Ist die Einlage auf den Geschäftsanteil noch nicht voll geleistet, stellt dies keinen Hinderungsgrund für die Ausschließung eines Gesellschafters dar. Somit kann der Gesellschafter dennoch aus der Gesellschaft ausgeschlossen werden, und zwar ohne, dass zugleich mit dem Ausschluss ein Beschluss über die Verwertung seines Geschäftsanteils gefasst werden muss (BGH vom 04.08.2020, II ZR 171/19).
Abfindung
Der ausscheidende Gesellschafter erhält eine Abfindung nach Maßgabe der Regelungen im Gesellschaftsvertrag. Ohne gesellschaftsvertragliche Regelung ist der ausscheidende Gesellschafter mit dem Verkehrswert seines Anteils abzufinden. Die Abfindung bei Ausscheiden eines Gesellschafters soll das Äquivalent dafür sein, dass der Gesellschaftsanteil des Ausscheidenden den übrigen Gesellschaftern zuwächst. Eine bestimmte Bewertungsmethode für den Anteil ist gesetzlich nicht vorgeschrieben. Bei der Vertragsgestaltung soll einerseits ein praktikabler Maßstab für die Berechnung des Wertes des Anteils bestimmt werden. Andererseits ist die Sicherung des Fortbestandes der Gesellschaft zu beachten. Grenzen für die Regelungen sind die Verbote der Sittenwidrigkeit und der Gläubigerbenachteiligung. Wegen Gläubigerbenachteiligung wäre eine Abfindungsregelung nichtig, wenn sie ausschließlich für den Fall der Zwangsvollstreckung in den Gesellschaftsanteil oder der Insolvenz des Gesellschafters gelten soll.

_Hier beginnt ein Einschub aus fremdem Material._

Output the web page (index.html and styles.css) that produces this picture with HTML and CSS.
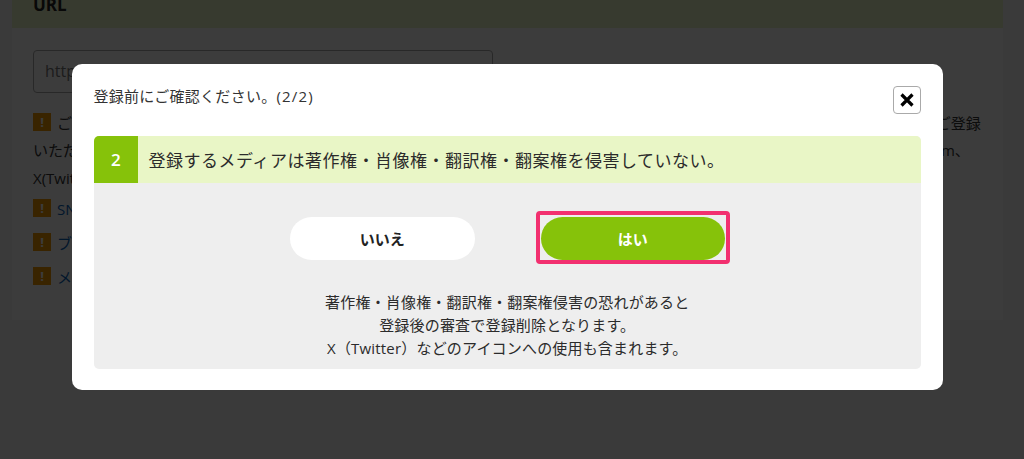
FILE: index.html
```html
<!DOCTYPE html>
<html lang="ja">
<head>
<meta charset="utf-8">
<title>登録前にご確認ください。</title>
<link rel="stylesheet" href="styles.css">
</head>
<body>
<main class="page">
  <section class="panel">
    <h2 class="panel-title">URL</h2>
    <div class="panel-body">
      <div class="url-input">https://</div>
      <p class="note first"><span class="warn">!</span><span>ご入力いただいたメディアのURLをご確認ください。ご登録いただくメディアはご自身が運営するものに限ります。ご確認の上で、ご登録</span></p>
      <p class="note plain">いただけるメディアはブログ、ウェブサイト、SNSなどです。各種アカウントをお持ちの場合は公開中のページのみ登録でき、 Instagram、</p>
      <p class="note plain">X(Twitter)、Facebook</p>
      <p class="note link"><span class="warn">!</span><span>SNSの登録について</span></p>
      <p class="note link"><span class="warn">!</span><span>ブログの登録について</span></p>
      <p class="note link"><span class="warn">!</span><span>メディアの登録について</span></p>
    </div>
  </section>
</main>
<div class="overlay"></div>
<div class="modal-wrap">
  <div class="modal">
    <div class="modal-head">
      <p class="modal-title">登録前にご確認ください。<span class="step">(2/2)</span></p>
      <button class="close" aria-label="閉じる">
        <svg viewBox="0 0 16 16" width="16" height="16"><path d="M2.5 2.5 13.5 13.5M13.5 2.5 2.5 13.5" stroke="#000" stroke-width="3.2" fill="none"/></svg>
      </button>
    </div>
    <div class="card">
      <div class="card-head">
        <span class="num">2</span>
        <span class="question">登録するメディアは著作権・肖像権・翻訳権・翻案権を侵害していない。</span>
      </div>
      <div class="card-body">
        <div class="actions">
          <span class="btn no">いいえ</span>
          <span class="highlight"><span class="btn yes">はい</span></span>
        </div>
        <p class="caution">著作権・肖像権・翻訳権・翻案権侵害の恐れがあると<br>登録後の審査で登録削除となります。<br>X（Twitter）などのアイコンへの使用も含まれます。</p>
      </div>
    </div>
  </div>
</div>
</body>
</html>
```

FILE: styles.css
```css
* { box-sizing: border-box; }
html, body { margin: 0; height: 100%; overflow: hidden; }
body {
  background: #f4f4f4;
  color: #333;
  font-family: "Open Sans", "Noto Sans CJK JP", sans-serif;
  font-size: 15px;
}
.page { height: 459px; padding: 0 21px 0 12px; }
.panel { background: #fff; height: 320px; overflow: hidden; }
.panel-title {
  margin: 0;
  height: 28px;
  padding: 0 21px;
  background: #e9f6c6;
  font-size: 17px;
  line-height: 9px;
  font-weight: 700;
  color: #222;
}
.panel-body { padding: 22px 21px; }
.url-input {
  width: 460px;
  height: 43px;
  border: 1px solid #aaa;
  border-radius: 4px;
  padding: 0 11px;
  font-size: 16px;
  line-height: 41px;
  color: #777;
}
.note { margin: 0; white-space: nowrap; height: 28px; display: flex; align-items: center; gap: 6px; }
.note.first { margin-top: 15px; }
.note.plain { height: 27.5px; }
.note.link { color: #0a62b8; height: 34px; }
.warn {
  width: 18px; height: 18px; flex: none;
  background: #f39800; color: #fff;
  text-align: center; font-size: 13px; line-height: 18px; font-weight: 700;
}
.overlay { position: fixed; inset: 0; background: rgba(0, 0, 0, .765); }
.modal-wrap { position: fixed; inset: 0; padding: 64px 81px 0 72px; }
.modal {
  background: #fff;
  border-radius: 10px;
  height: 326px;
  padding: 22px 22px 21px 21.5px;
}
.modal-head { display: flex; justify-content: space-between; height: 50px; }
.modal-title { margin: 0; font-size: 15px; letter-spacing: .018em; line-height: 20px; color: #333; }
.step { letter-spacing: 1.2px; }
.close {
  width: 28px; height: 28px;
  padding: 0;
  background: #fff;
  border: 1px solid #aaa;
  border-radius: 4px;
  display: flex; align-items: center; justify-content: center;
}
.card { border-radius: 5px; overflow: hidden; background: #eee; height: 233px; }
.card-head { display: flex; align-items: center; height: 47px; background: #e9f6c6; }
.num {
  width: 44.5px; height: 47px;
  background: #86c20a; color: #fff;
  text-align: center; font-size: 17px; line-height: 47px; font-weight: 600;
}
.question { margin-left: 10.5px; font-size: 17px; letter-spacing: .03em; color: #2b2b2b; white-space: nowrap; }
.card-body { padding: 34px 0 0; text-align: center; }
.actions { display: flex; justify-content: center; align-items: flex-start; gap: 66px; height: 43px; }
.btn {
  display: flex; align-items: center; justify-content: center;
  width: 185px; height: 43px;
  border-radius: 22px;
  font-size: 15px; font-weight: 700;
}
.no { background: #fff; color: #222; }
.yes { background: #86c20a; color: #fff; width: 184px; }
.highlight { border: 4px solid #f2306f; border-radius: 4px; padding: 2px 1px 0; display: block; margin: -6px -5px 0; }
.caution { margin: 31px 0 0; font-size: 15px; letter-spacing: .012em; line-height: 23px; color: #2b2b2b; }
```
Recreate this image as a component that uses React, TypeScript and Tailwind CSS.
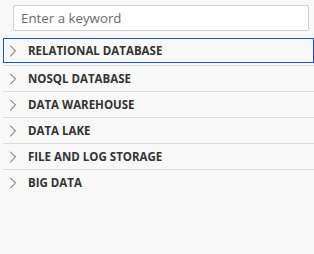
import { ChevronRight } from 'lucide-react';

const categories = [
  'RELATIONAL DATABASE',
  'NOSQL DATABASE',
  'DATA WAREHOUSE',
  'DATA LAKE',
  'FILE AND LOG STORAGE',
  'BIG DATA',
];

export default function App() {
  return (
    <div className="w-[314px] h-[254px] bg-[#f8f8f8] overflow-hidden" style={{ fontFamily: '"Open Sans", "Noto Sans", sans-serif' }}>
      <div className="pt-[5px] pl-[13px] pr-[5px]">
        <input
          type="text"
          placeholder="Enter a keyword"
          className="w-full h-[26px] bg-white border border-[#cfcfcf] rounded-[2px] px-[7px] text-[13.3px] text-[#333] placeholder:text-[#6b6b6b] outline-none"
        />
      </div>
      <ul className="mt-[7px] pl-[3px]">
        {categories.map((name, i) => (
          <li
            key={name}
            className={i === 0 ? 'h-[27px]' : 'h-[26px] border-t border-[#dedede]'}
          >
            <div
              className={
                'flex items-center ' +
                (i === 0 ? 'h-[25px] border border-[#1f4fd6]' : 'h-full pl-px')
              }
            >
              <ChevronRight size={20} strokeWidth={1.1} className="text-[#444] -ml-px" />
              <span className="ml-[5px] text-[11.5px] font-bold text-[#333]">{name}</span>
            </div>
          </li>
        ))}
      </ul>
    </div>
  );
}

Die Zahlung einer Abfindung durch die GmbH ist unzulässig, wenn sie nicht aus dem das Stammkapital übersteigenden Vermögen, also aus dem sogenannten freien Vermögen vorgenommen werden kann (§§ 34 Abs. 3, 30 Abs. 1 GmbHG); siehe hierzu auch Kapitel 3.5.
Ein Einziehungsbeschluss ist entsprechend § 241 Nr. 3 AktG wegen eines Verstoßes gegen § 30 Abs. 1 Satz 1, § 34 Abs. 3 GmbHG nichtig, wenn bereits bei Beschlussfassung feststeht, dass das Einziehungsentgelt nicht aus freiem, die Stammkapitalziffer nicht beeinträchtigenden Vermögen der Gesellschaft gezahlt werden kann (BGH vom 24.01.2012, II ZR 109/11; vom 10.05.2016, II ZR 342/14; vom 26.06.2018, II ZR 65/16; vom 26.01.2021, II ZR 391/18). Denn Auszahlungen an ausgeschiedene Gesellschafter dürfen nicht zur Entstehung oder Vertiefung einer Unterbilanz führen (BGH vom 04.08.2020, II ZR 171/19; vom 26.01.2021, II ZR 391/18).